Exercise:
From the first line of the data below, copy each line up to the one containing "<ColHead last />", and include that line too.
<<<<
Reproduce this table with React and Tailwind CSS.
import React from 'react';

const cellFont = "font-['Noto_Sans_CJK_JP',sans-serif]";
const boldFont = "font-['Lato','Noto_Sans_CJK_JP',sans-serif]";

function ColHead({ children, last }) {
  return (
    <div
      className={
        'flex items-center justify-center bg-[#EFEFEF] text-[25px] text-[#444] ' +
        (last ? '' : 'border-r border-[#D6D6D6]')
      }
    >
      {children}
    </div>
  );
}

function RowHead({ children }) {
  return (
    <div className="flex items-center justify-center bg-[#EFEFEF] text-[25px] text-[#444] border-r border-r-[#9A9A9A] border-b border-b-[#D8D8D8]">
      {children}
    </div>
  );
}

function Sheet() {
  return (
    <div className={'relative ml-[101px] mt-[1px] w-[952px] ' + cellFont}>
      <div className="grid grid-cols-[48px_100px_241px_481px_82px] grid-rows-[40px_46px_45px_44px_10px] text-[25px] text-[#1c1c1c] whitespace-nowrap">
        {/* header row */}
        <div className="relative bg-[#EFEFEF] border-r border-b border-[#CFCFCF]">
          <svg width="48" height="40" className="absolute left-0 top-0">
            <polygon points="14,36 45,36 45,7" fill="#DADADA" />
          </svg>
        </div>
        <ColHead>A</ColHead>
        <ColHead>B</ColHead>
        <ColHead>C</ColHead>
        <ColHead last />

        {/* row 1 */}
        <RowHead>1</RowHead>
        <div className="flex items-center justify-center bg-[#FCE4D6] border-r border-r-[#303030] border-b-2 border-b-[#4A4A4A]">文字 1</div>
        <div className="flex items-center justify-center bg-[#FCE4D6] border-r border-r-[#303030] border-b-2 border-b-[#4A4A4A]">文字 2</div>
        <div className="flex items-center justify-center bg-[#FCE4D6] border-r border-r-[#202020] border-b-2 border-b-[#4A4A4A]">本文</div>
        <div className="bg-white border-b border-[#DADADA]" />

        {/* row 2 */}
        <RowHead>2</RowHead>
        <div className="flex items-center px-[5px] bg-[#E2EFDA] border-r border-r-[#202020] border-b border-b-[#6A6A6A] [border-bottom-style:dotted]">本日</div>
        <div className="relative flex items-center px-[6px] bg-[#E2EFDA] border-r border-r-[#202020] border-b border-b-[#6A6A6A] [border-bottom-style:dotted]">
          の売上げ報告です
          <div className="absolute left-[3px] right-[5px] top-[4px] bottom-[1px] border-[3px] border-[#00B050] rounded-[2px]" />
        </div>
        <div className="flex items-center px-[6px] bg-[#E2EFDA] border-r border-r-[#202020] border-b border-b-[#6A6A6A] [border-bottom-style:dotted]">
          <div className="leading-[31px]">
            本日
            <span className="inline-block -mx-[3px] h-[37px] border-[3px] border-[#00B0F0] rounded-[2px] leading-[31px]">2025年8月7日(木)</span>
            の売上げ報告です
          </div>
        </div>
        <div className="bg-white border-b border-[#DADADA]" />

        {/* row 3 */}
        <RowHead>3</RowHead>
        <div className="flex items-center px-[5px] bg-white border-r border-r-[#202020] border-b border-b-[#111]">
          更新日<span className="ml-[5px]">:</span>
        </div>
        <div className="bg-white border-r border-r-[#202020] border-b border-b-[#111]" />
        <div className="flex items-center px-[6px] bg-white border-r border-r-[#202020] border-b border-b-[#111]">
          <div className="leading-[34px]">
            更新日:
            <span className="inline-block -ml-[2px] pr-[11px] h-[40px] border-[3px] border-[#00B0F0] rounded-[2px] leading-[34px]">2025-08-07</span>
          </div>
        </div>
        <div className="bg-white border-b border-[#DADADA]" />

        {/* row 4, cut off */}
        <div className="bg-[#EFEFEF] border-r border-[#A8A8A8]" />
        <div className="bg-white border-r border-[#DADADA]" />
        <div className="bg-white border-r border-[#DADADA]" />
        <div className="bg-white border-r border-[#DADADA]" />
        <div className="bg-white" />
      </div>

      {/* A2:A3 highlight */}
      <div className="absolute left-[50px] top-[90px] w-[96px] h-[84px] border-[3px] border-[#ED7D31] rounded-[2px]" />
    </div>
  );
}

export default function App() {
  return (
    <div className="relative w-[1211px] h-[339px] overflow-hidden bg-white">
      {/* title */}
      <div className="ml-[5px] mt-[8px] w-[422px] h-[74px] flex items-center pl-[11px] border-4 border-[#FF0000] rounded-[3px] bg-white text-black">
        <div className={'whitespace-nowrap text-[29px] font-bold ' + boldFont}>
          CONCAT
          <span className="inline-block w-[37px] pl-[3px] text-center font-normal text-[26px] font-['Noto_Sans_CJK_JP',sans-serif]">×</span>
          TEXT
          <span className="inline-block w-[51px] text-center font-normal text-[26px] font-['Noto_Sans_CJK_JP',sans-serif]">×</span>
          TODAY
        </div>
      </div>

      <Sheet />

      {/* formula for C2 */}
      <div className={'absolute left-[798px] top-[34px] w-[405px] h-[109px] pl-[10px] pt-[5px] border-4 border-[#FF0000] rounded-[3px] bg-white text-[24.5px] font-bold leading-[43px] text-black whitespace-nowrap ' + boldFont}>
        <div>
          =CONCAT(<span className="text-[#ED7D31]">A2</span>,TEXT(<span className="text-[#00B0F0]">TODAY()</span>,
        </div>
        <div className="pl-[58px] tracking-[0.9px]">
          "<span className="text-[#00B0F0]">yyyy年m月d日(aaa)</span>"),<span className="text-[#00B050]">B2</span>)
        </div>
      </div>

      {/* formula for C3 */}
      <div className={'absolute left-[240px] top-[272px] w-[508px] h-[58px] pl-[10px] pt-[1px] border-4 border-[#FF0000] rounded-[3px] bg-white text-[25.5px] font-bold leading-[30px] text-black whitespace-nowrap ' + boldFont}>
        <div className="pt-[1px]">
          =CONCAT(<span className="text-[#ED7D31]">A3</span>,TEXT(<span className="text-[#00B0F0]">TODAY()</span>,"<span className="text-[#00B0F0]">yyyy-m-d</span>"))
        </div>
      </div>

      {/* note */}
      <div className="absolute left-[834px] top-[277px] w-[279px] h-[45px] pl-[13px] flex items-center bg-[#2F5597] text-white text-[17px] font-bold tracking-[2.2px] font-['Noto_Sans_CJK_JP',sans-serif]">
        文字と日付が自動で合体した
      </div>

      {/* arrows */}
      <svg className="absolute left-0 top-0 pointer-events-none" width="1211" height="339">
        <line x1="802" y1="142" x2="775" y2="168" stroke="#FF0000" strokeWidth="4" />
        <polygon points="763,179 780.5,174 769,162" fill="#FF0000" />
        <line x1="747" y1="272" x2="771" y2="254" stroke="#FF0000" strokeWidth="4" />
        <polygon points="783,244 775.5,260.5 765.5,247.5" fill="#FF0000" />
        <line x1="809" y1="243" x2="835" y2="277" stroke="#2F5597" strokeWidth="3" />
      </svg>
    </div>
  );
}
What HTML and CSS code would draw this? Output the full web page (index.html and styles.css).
>>>>
Result for this exercise:
Reproduce this table with React and Tailwind CSS.
import React from 'react';

const cellFont = "font-['Noto_Sans_CJK_JP',sans-serif]";
const boldFont = "font-['Lato','Noto_Sans_CJK_JP',sans-serif]";

function ColHead({ children, last }) {
  return (
    <div
      className={
        'flex items-center justify-center bg-[#EFEFEF] text-[25px] text-[#444] ' +
        (last ? '' : 'border-r border-[#D6D6D6]')
      }
    >
      {children}
    </div>
  );
}

function RowHead({ children }) {
  return (
    <div className="flex items-center justify-center bg-[#EFEFEF] text-[25px] text-[#444] border-r border-r-[#9A9A9A] border-b border-b-[#D8D8D8]">
      {children}
    </div>
  );
}

function Sheet() {
  return (
    <div className={'relative ml-[101px] mt-[1px] w-[952px] ' + cellFont}>
      <div className="grid grid-cols-[48px_100px_241px_481px_82px] grid-rows-[40px_46px_45px_44px_10px] text-[25px] text-[#1c1c1c] whitespace-nowrap">
        {/* header row */}
        <div className="relative bg-[#EFEFEF] border-r border-b border-[#CFCFCF]">
          <svg width="48" height="40" className="absolute left-0 top-0">
            <polygon points="14,36 45,36 45,7" fill="#DADADA" />
          </svg>
        </div>
        <ColHead>A</ColHead>
        <ColHead>B</ColHead>
        <ColHead>C</ColHead>
        <ColHead last />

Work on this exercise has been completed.